If you are absolutely new this medium, I would suggest getting a small linocut kit. They are not very pricy and this will let you dip your toes in the water and experiment in order to decide if Linocut printmaking is something you'd like to explore further. I started with a Speedball Linocut kit such as this one.

Hand holding an assortment of tools required to linocut printmaking. Among the tools are a roller, a wooden spoon and a mixing knife. Held against a white a lavender checkered rug.

Step 1: Design And Transfer

Begin by sketching your design either digitally, on paper or right on the linoleum block (if you feel confident 😉) . Keep in mind that your design will be reversed when printed, so you want to flip your sketch. Use carbon paper to transfer the sketch to a Linoleum surface, or a tracing paper for a rubber block.

Step 2: Carving

The favorite! This step is my favorite step in the process. With your design in place, use the carving tools to remove the linoleum material around the areas you want to remain white (or whatever color your paper is). This is a delicate process that requires patience and precision, it’s almost meditative which is why I like it so much.

A picture showing carving of a linoleum block. A floral design partially carved, Pfeil tools resting on the linoleum block. A bowl of carving leftovers resting on the block. A process linocut printmaking by Booba Prints.
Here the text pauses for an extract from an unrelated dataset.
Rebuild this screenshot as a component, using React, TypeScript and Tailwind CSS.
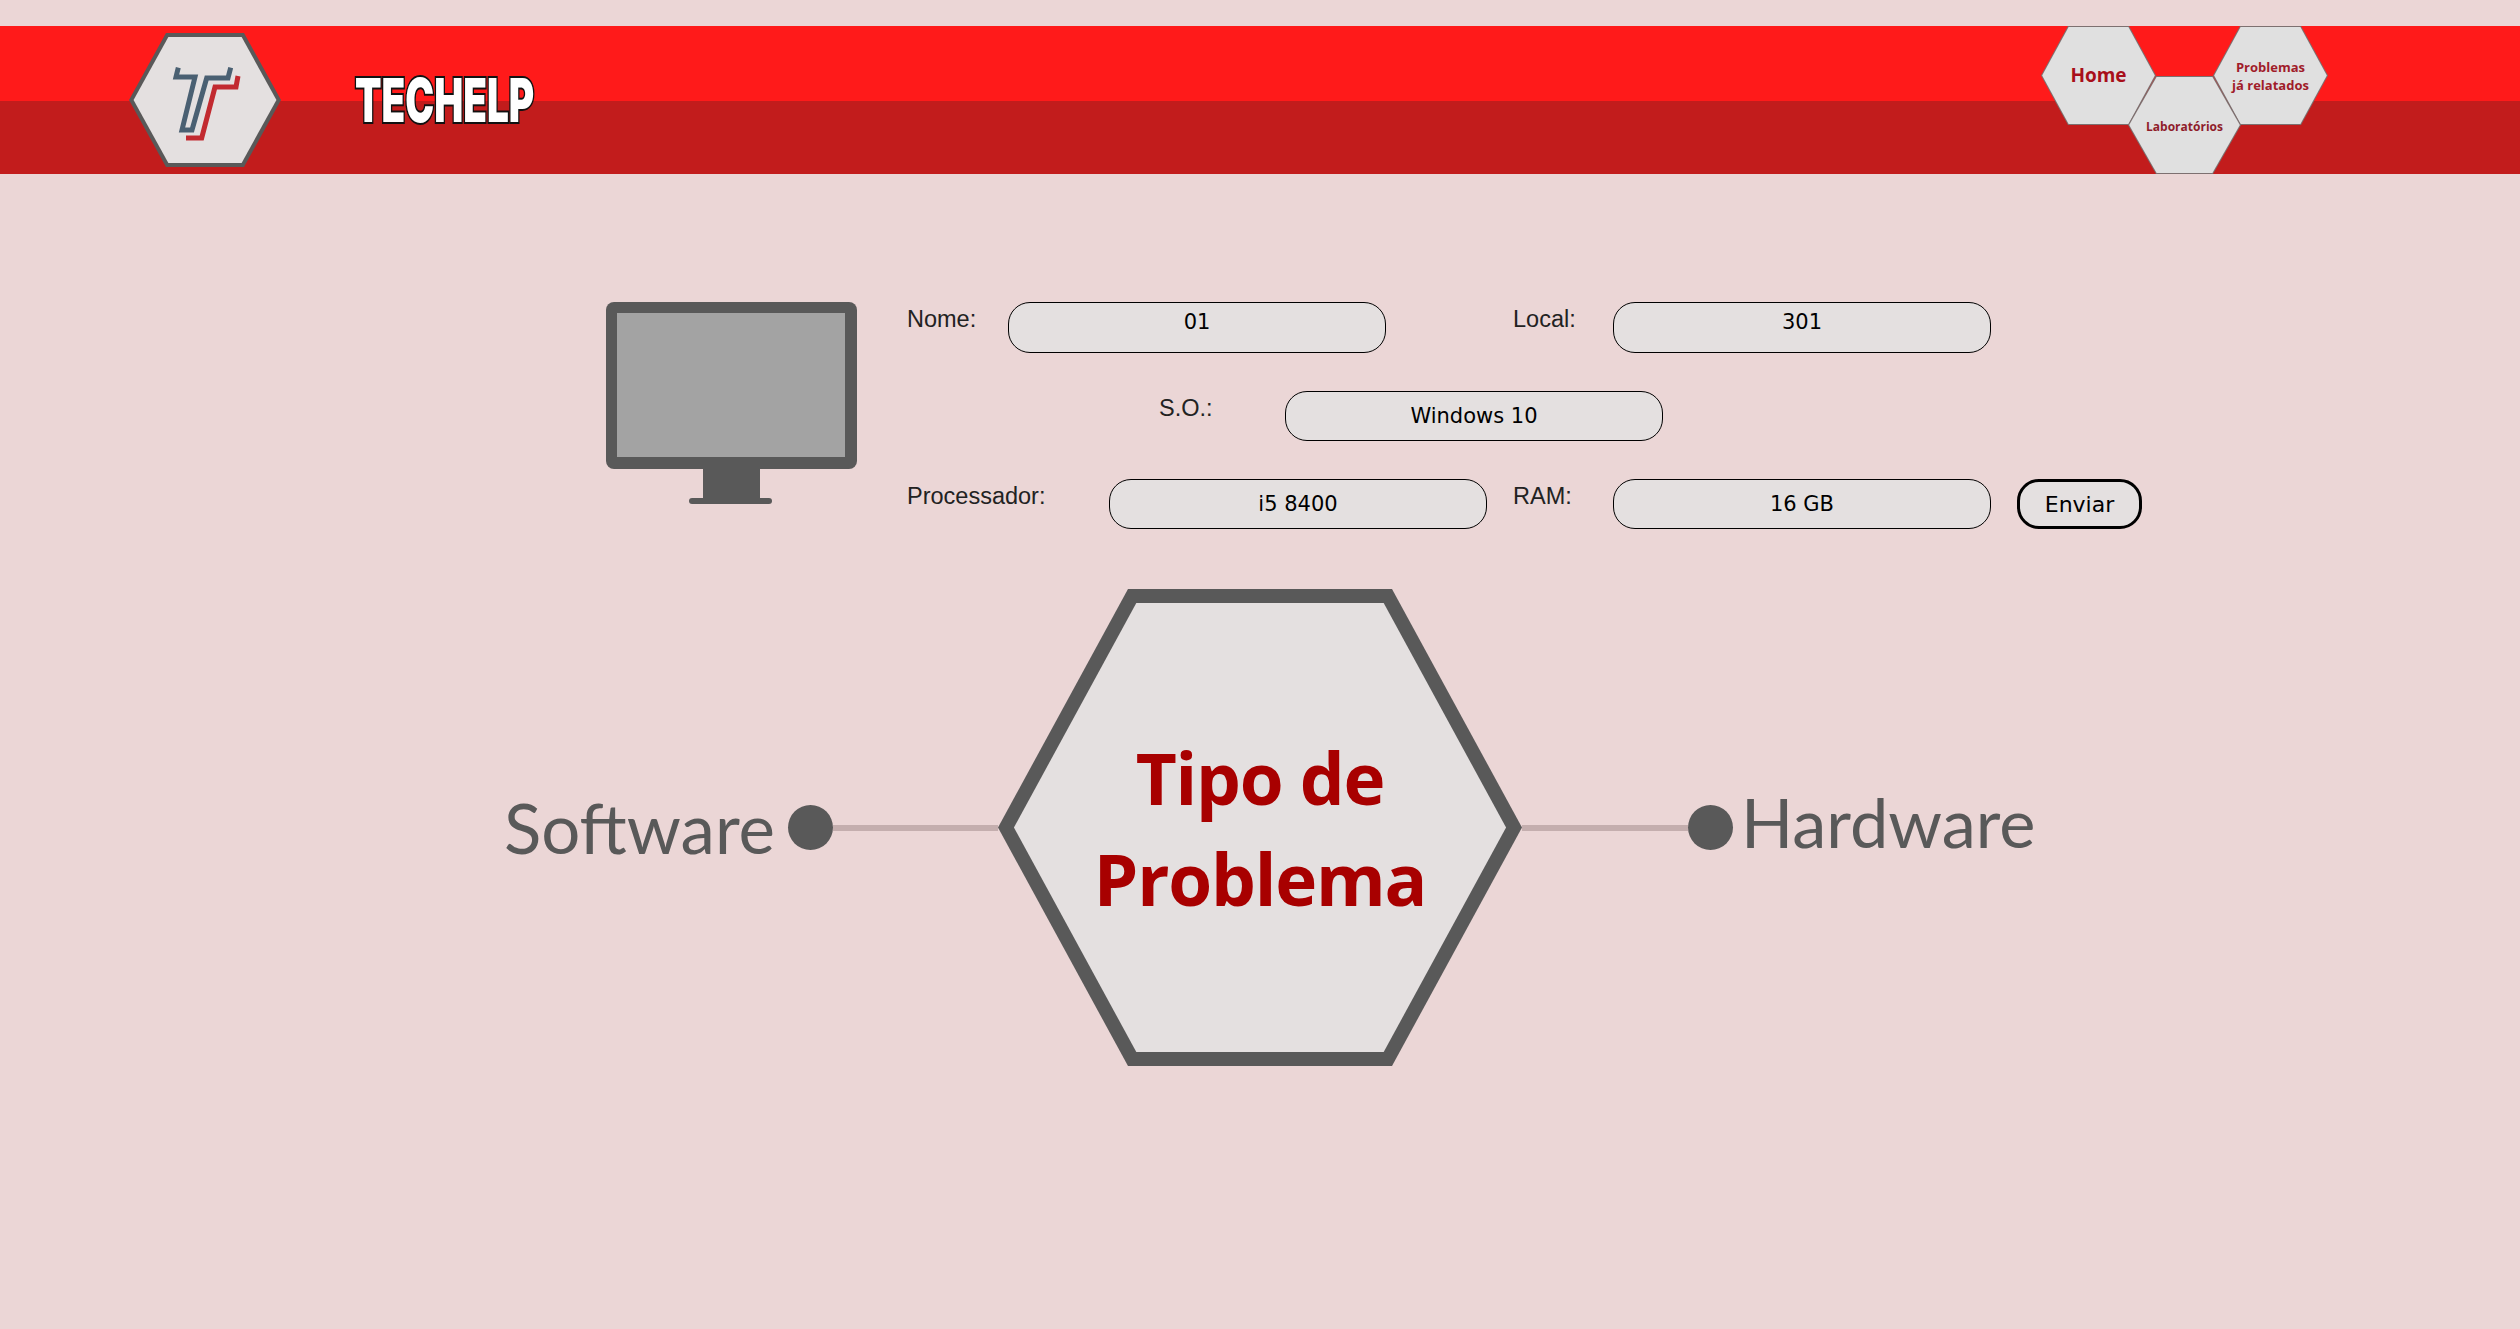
import React from "react";

function Hex({ w, h, inset, s, fill, stroke, className, children }: { w: number; h: number; inset: number; s: number; fill: string; stroke: string; className: string; children?: React.ReactNode }) {
  const b = h / 2;
  const L = Math.sqrt(inset * inset + b * b);
  const lx = (s * L) / b;
  const tx = lx + (inset * (b - s)) / b;
  const outer = `0,${b} ${inset},0 ${w - inset},0 ${w},${b} ${w - inset},${h} ${inset},${h}`;
  const inner = `${lx},${b} ${tx},${s} ${w - tx},${s} ${w - lx},${b} ${w - tx},${h - s} ${tx},${h - s}`;
  return (
    <div className={`relative flex shrink-0 items-center justify-center ${className}`}>
      <svg className="absolute inset-0" width={w} height={h} viewBox={`0 0 ${w} ${h}`}>
        <polygon points={outer} fill={stroke} />
        <polygon points={inner} fill={fill} />
      </svg>
      <div className="relative text-center">{children}</div>
    </div>
  );
}

function Field({ value, className }: { value: string; className: string }) {
  return (
    <div className={`flex shrink-0 items-center justify-center rounded-[22px] border border-black bg-[#e4e0e0] font-['DejaVu_Sans',sans-serif] text-[21px] text-black ${className}`}>
      {value}
    </div>
  );
}

function Label({ children, className }: { children: React.ReactNode; className: string }) {
  return <div className={`shrink-0 font-['Liberation_Sans',sans-serif] text-[23.5px] leading-[28px] text-[#222] ${className}`}>{children}</div>;
}

export default function App() {
  return (
    <div className="min-h-screen overflow-hidden bg-[#ebd6d6] pt-[26px]">
      <header className="flex h-[148px] bg-[linear-gradient(#ff1a1a_0,#ff1a1a_75px,#c21c1c_75px,#c21c1c_100%)]">
        <Hex w={152} h={134} inset={37} s={4} fill="#e4e0e0" stroke="#595959" className="ml-[129px] mt-[7px] h-[134px] w-[152px]">
          <svg width="90" height="90" viewBox="0 0 90 90" fill="none" strokeWidth="5">
            <polyline points="18.3,12.7 16,22 35,22 22,75 32,75 46.7,23 68,23 70.7,12.7" stroke="#4a6072" />
            <polyline points="78,21 76,32 55,32 41.7,83 26,83" stroke="#c22a30" />
          </svg>
        </Hex>
        <div className="ml-[74px] mt-[44px] h-[60px] w-[178px]">
          <span className="inline-block origin-top-left scale-x-[0.645] whitespace-nowrap font-['Inter',sans-serif] text-[60px] font-black leading-[60px] text-white [-webkit-text-stroke:4px_#111] [paint-order:stroke_fill]">
            TECHELP
          </span>
        </div>
        <nav className="ml-auto mr-[192px] flex h-full font-['Open_Sans',sans-serif] font-bold">
          <Hex w={115} h={99} inset={27} s={1} fill="#e0e0e0" stroke="#7d7070" className="h-[99px] w-[115px] self-start">
            <span className="text-[19px] text-[#a80f1a]">Home</span>
          </Hex>
          <Hex w={113} h={98} inset={28} s={1} fill="#e0e0e0" stroke="#7d7070" className="z-10 -ml-[28px] -mr-[28px] h-[98px] w-[113px] self-end">
            <span className="text-[12px] text-[#8f1c2a]">Laboratórios</span>
          </Hex>
          <Hex w={115} h={99} inset={27} s={1} fill="#e0e0e0" stroke="#7d7070" className="h-[99px] w-[115px] self-start">
            <span className="block text-[13px] leading-[18px] text-[#a01c2a]">Problemas<br />já relatados</span>
          </Hex>
        </nav>
      </header>

      <section className="ml-[606px] mt-[128px] flex items-start">
        <svg className="shrink-0" width="251" height="202" viewBox="0 0 251 202">
          <rect x="0" y="0" width="251" height="167" rx="8" fill="#595959" />
          <rect x="11" y="11" width="228" height="144" fill="#a3a3a3" />
          <rect x="97" y="167" width="57" height="30" fill="#595959" />
          <rect x="83" y="196" width="83" height="6" rx="3" fill="#595959" />
        </svg>
        <div className="ml-[50px] flex flex-col">
          <div className="flex h-[51px] items-start">
            <Label className="w-[101px] pt-[3px]">Nome:</Label>
            <Field value="01" className="h-[51px] w-[378px] pb-[9px]" />
            <Label className="ml-[127px] w-[100px] pt-[3px]">Local:</Label>
            <Field value="301" className="h-[51px] w-[378px] pb-[9px]" />
          </div>
          <div className="mt-[38px] flex h-[50px] items-start">
            <Label className="ml-[252px] w-[126px] pt-[3px]">S.O.:</Label>
            <Field value="Windows 10" className="h-[50px] w-[378px] pt-[1px]" />
          </div>
          <div className="mt-[38px] flex h-[50px] items-start">
            <Label className="w-[202px] pt-[3px]">Processador:</Label>
            <Field value="i5 8400" className="h-[50px] w-[378px] pt-[1px]" />
            <Label className="ml-[26px] w-[100px] pt-[3px]">RAM:</Label>
            <Field value="16 GB" className="h-[50px] w-[378px] pt-[1px]" />
            <button className="ml-[26px] h-[50px] w-[125px] rounded-[22px] border-[3px] border-black bg-[#e4e0e0] font-['DejaVu_Sans',sans-serif] text-[22px] text-black">
              Enviar
            </button>
          </div>
        </div>
      </section>

      <section className="mt-[60px] flex items-center pl-[504px] font-['Lato',sans-serif] text-[#595959]">
        <span className="w-[284px] whitespace-nowrap text-[69px] leading-none">Software</span>
        <span className="h-[45px] w-[45px] shrink-0 rounded-full bg-[#595959]" />
        <span className="h-[6px] w-[165px] shrink-0 bg-[#c4aeae]" />
        <Hex w={524} h={477} inset={130} s={14} fill="#e4e0e0" stroke="#595959" className="h-[477px] w-[524px]">
          <span className="block font-['Open_Sans',sans-serif] text-[71px] font-bold leading-[101px] tracking-[-1.2px] text-[#a80000]">Tipo de<br />Problema</span>
        </Hex>
        <span className="h-[6px] w-[166px] shrink-0 bg-[#c4aeae]" />
        <span className="h-[45px] w-[45px] shrink-0 rounded-full bg-[#595959]" />
        <span className="ml-[8px] -translate-y-[5px] whitespace-nowrap text-[68.5px] leading-none">Hardware</span>
      </section>
    </div>
  );
}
Step 3: Inking And Printing

Squeeze a small amount of linocut ink onto a flat surface. Before rolling the ink I like to work it a bit with a mixing knife so the ink is not as stiff. After the ink feels softer and looser, roll the brayer until it's evenly coated. Then, roll the ink onto the carved linoleum block. Ensure that the ink covers the raised area.
Place your paper onto the inked blocked, and use a baren or wooden spoon to apply even pressure over the entire surface. Carefully lift the block to reveal your print.

A hand holding a small linocut print. A purple lavender ink printed on a natural Lokta paper demonstrating the inking and printing process of linocut printmaking. Art by Booba Prints.

Step 4: Drying And Cleanup

Allow your prints to dry, which can take a few hours to a few days depending on the ink and paper used. Clean your linoleum block and tools thoroughly with mineral spirits or water or soap and water, depending on the type of ink you used (for metallic ink we'll require different cleaning methods, which we'll go over next time). A good rule of thumb is you want to get your tools to look as brand new as possible.

My conclusion

I would say that the word “rewarding” comes to mind when I think about linocut printmaking. It is not a fast process, and there are several stages involved in order to create 1 print, lots of planning, lots of time invested, it’s messy and there is a cleanup waiting for you at the end, but boy, is it worth it!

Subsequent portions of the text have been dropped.